What now? The Pitchforkers and their ilk use words like alt-country, electric folk, misty enigmas, elusive, oaken, painterly, slotting things into their slots because that is their job. I can’t speak to it. All I can do is tell you that Buckner’s voice, the sounds and the words that he makes, land in some deep-in spot in me, some place there since the start. When asked what sort of music do you like, I say his name, and behind it is a wordless force of feeling that has stirred me and keeps stirring in me as the years pass. In the nonfiction clippings here, the voice feels familiar and it feels new. The writing itself feels like an act of questioning, of staying awake, of looking out for something, not with optimism, necessarily, but with curiosity, an interest in what’s around the bend, because we can’t go back, can we?

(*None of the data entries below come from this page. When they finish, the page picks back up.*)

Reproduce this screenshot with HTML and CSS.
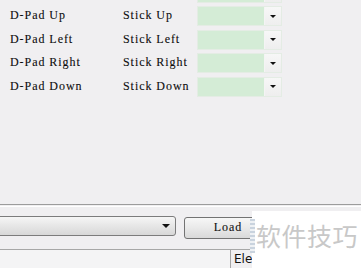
FILE: index.html
```html
<!DOCTYPE html>
<html>
<head>
<meta charset="utf-8">
<link rel="stylesheet" href="styles.css">
</head>
<body>
<div class="page">
  <div class="mapping">
    <div class="row top-row">
      <span class="lbl"></span><span class="lbl"></span>
      <div class="combo"><span class="fill"></span><span class="btn"><i class="arrow"></i></span></div>
    </div>
    <div class="row">
      <span class="lbl">D-Pad Up</span><span class="lbl">Stick Up</span>
      <div class="combo"><span class="fill"></span><span class="btn"><i class="arrow"></i></span></div>
    </div>
    <div class="row">
      <span class="lbl">D-Pad Left</span><span class="lbl">Stick Left</span>
      <div class="combo"><span class="fill"></span><span class="btn"><i class="arrow"></i></span></div>
    </div>
    <div class="row">
      <span class="lbl">D-Pad Right</span><span class="lbl">Stick Right</span>
      <div class="combo"><span class="fill"></span><span class="btn"><i class="arrow"></i></span></div>
    </div>
    <div class="row">
      <span class="lbl">D-Pad Down</span><span class="lbl">Stick Down</span>
      <div class="combo"><span class="fill"></span><span class="btn"><i class="arrow"></i></span></div>
    </div>
  </div>
  <div class="sep"></div>
  <div class="loadbar">
    <div class="profile"><i class="arrow"></i></div>
    <div class="loadbtn">Load</div>
  </div>
  <div class="table">
    <div class="cell first"></div>
    <div class="cell">Elev</div>
  </div>
</div>
<div class="watermark">
  <span class="wm-icon"></span>
  <span class="wm-text">软件技巧</span>
</div>
</body>
</html>
```

FILE: styles.css
```css
html, body {
  margin: 0;
  padding: 0;
}
body {
  width: 361px;
  height: 268px;
  overflow: hidden;
  background: #f0eff1;
  position: relative;
  font-family: "Liberation Serif", serif;
}
.page {
  display: flex;
  flex-direction: column;
  height: 268px;
}
.mapping {
  display: flex;
  flex-direction: column;
  gap: 3.5px;
  margin-top: -17.5px;
}
.row {
  display: grid;
  grid-template-columns: 113px 74px 85px;
  padding-left: 10px;
  height: 20px;
  align-items: center;
}
.lbl {
  font-size: 12px;
  letter-spacing: 0.95px;
  color: #0c0c0c;
  white-space: nowrap;
  line-height: 18px;
  padding-bottom: 2px;
  -webkit-text-stroke: 0.1px #0c0c0c;
}
.combo {
  display: flex;
  height: 20px;
  box-sizing: border-box;
  border: 1px solid #e4ece4;
  background: #fff;
}
.combo .fill {
  flex: 1;
  background: #d4ecd6;
}
.combo .btn {
  width: 16px;
  display: flex;
  align-items: center;
  justify-content: center;
  background: linear-gradient(#f7f7f7, #eeeeee);
  border-left: 1px solid #f4f4f4;
}
.arrow {
  width: 0;
  height: 0;
  border-left: 3px solid transparent;
  border-right: 3px solid transparent;
  border-top: 3px solid #111;
}
.sep {
  margin-top: auto;
  height: 1px;
  border-top: 1px solid #9c9c9c;
  border-bottom: 1px solid #ffffff;
  margin-bottom: 9px;
}
.loadbar {
  display: flex;
  align-items: flex-start;
  gap: 8px;
  height: 33px;
}
.profile {
  margin-left: -10px;
  width: 186px;
  height: 20px;
  box-sizing: border-box;
  border: 1px solid #7c7c7c;
  border-radius: 3px;
  background: linear-gradient(#f6f6f6, #e6e6e6 50%, #d8d8d8);
  display: flex;
  align-items: center;
  justify-content: flex-end;
  padding-right: 5px;
}
.profile .arrow {
  border-left-width: 4px;
  border-right-width: 4px;
  border-top-width: 4px;
}
.loadbtn {
  margin-top: 1px;
  width: 86px;
  height: 22px;
  box-sizing: border-box;
  border: 1px solid #737373;
  border-radius: 3px;
  background: linear-gradient(#f7f7f7, #e9e9e9 50%, #d9d9d9);
  font-size: 12px;
  letter-spacing: 0.95px;
  -webkit-text-stroke: 0.1px #111;
  color: #111;
  display: flex;
  align-items: center;
  justify-content: center;
  padding-left: 2px;
  padding-bottom: 1px;
}
.table {
  display: flex;
  border-top: 1px solid #a7a7a7;
  height: 18px;
}
.cell {
  font-family: "DejaVu Sans", sans-serif;
  font-size: 12px;
  color: #111;
  padding-left: 3px;
  line-height: 19px;
  background: #f0eff1;
}
.cell.first {
  width: 230px;
  border-right: 1px solid #a7a7a7;
  background: #f4f4f5;
  padding: 0;
}
.watermark {
  position: absolute;
  left: 252px;
  top: 211px;
  width: 109px;
  height: 57px;
  background: #ffffff;
  display: flex;
  align-items: flex-start;
  padding-top: 12px;
  box-sizing: border-box;
}
.wm-icon {
  width: 5px;
  height: 34px;
  margin-left: -2px;
  margin-top: -4px;
  background: repeating-linear-gradient(#c9d3de 0 2px, #eef1f4 2px 4px);
}
.wm-text {
  font-family: "Noto Sans CJK SC", sans-serif;
  font-size: 25px;
  color: #c8c8c8;
  margin-left: 1px;
  letter-spacing: 0.5px;
  line-height: 1;
}
```
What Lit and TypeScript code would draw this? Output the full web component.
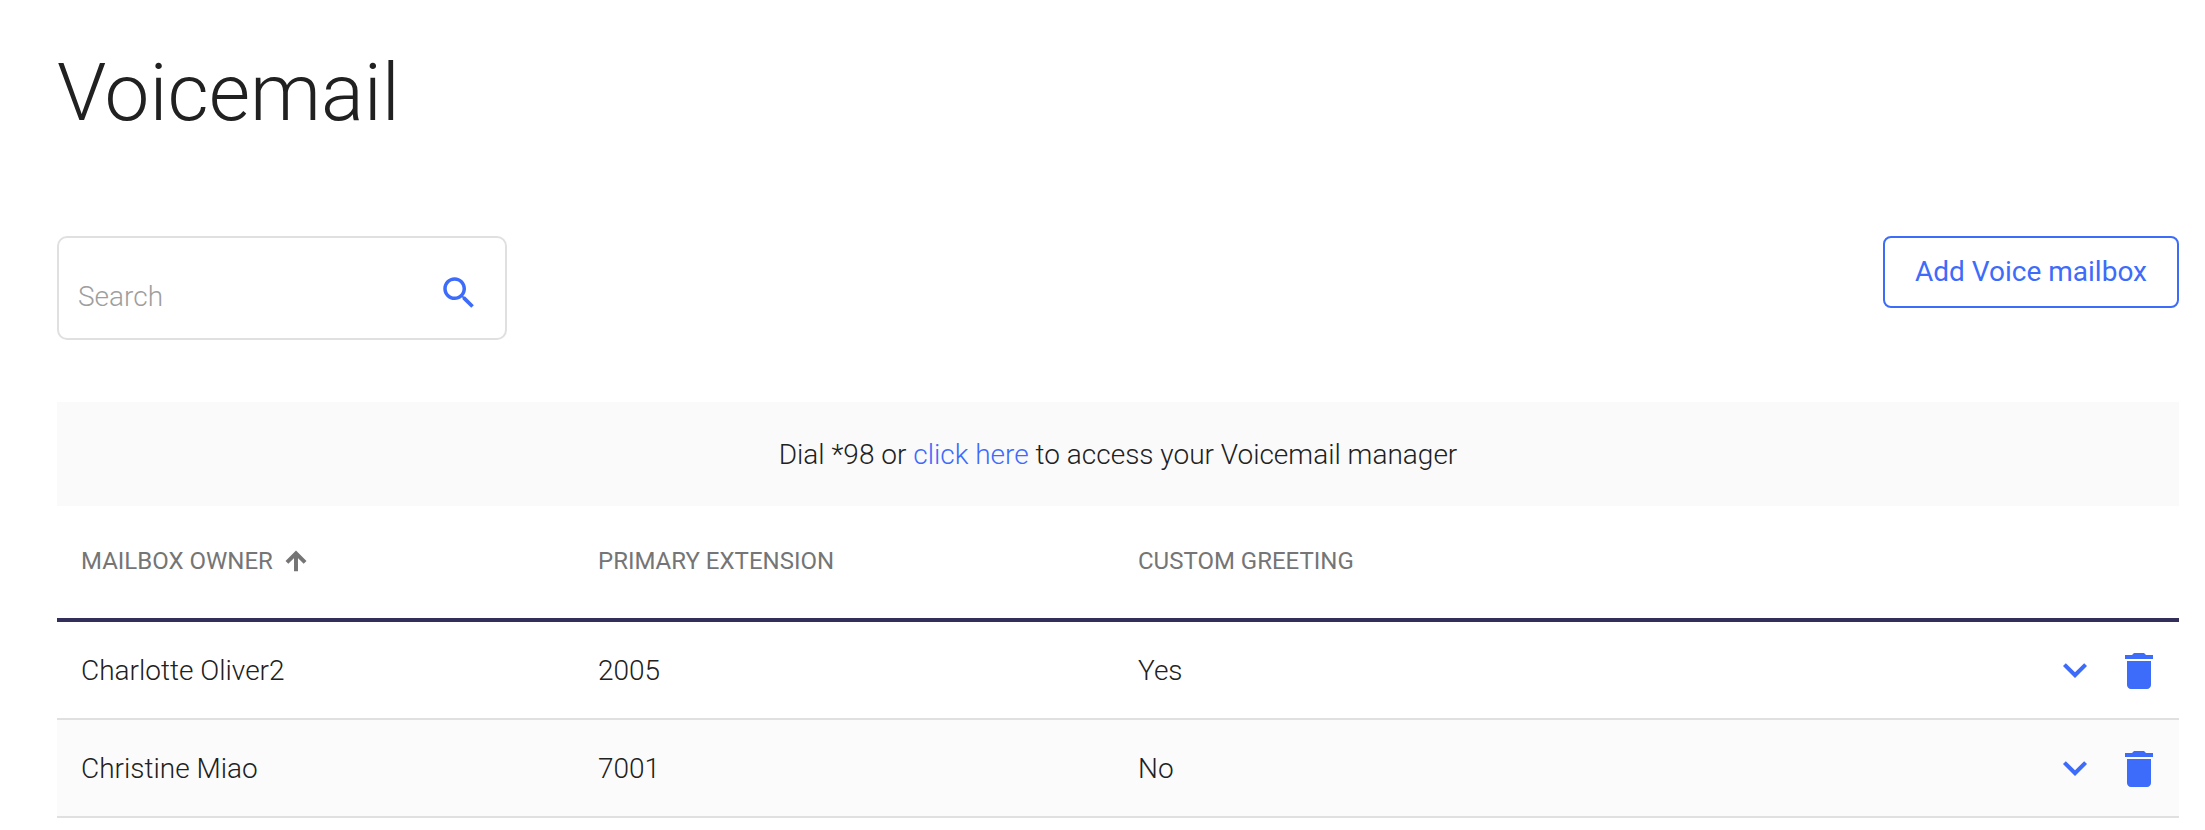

Buckner knows we’ll never return to the unseparate paradise we arrived from. His album The Hill, released in 2000, takes some of the poems from Edgar Lee Masters’s Spoon River Anthology and puts them to music. These are voices speaking from the grave, and Buckner’s haunted, propulsive rendering, released as a single track, is rich with sorrow and revenge, lament and last-words fervor. Cuttings from the Tangle is the voice of one not from the grave but from the fleshed heat of aliveness, breathing stumbling stalling surging tonguing forgetting asking hollering retreating approaching, and reminding us of the departure in every arrival, the end in each beginning, that we are changed and changing, doubting as we trust, listening as we love, staying as we move, falling as we run.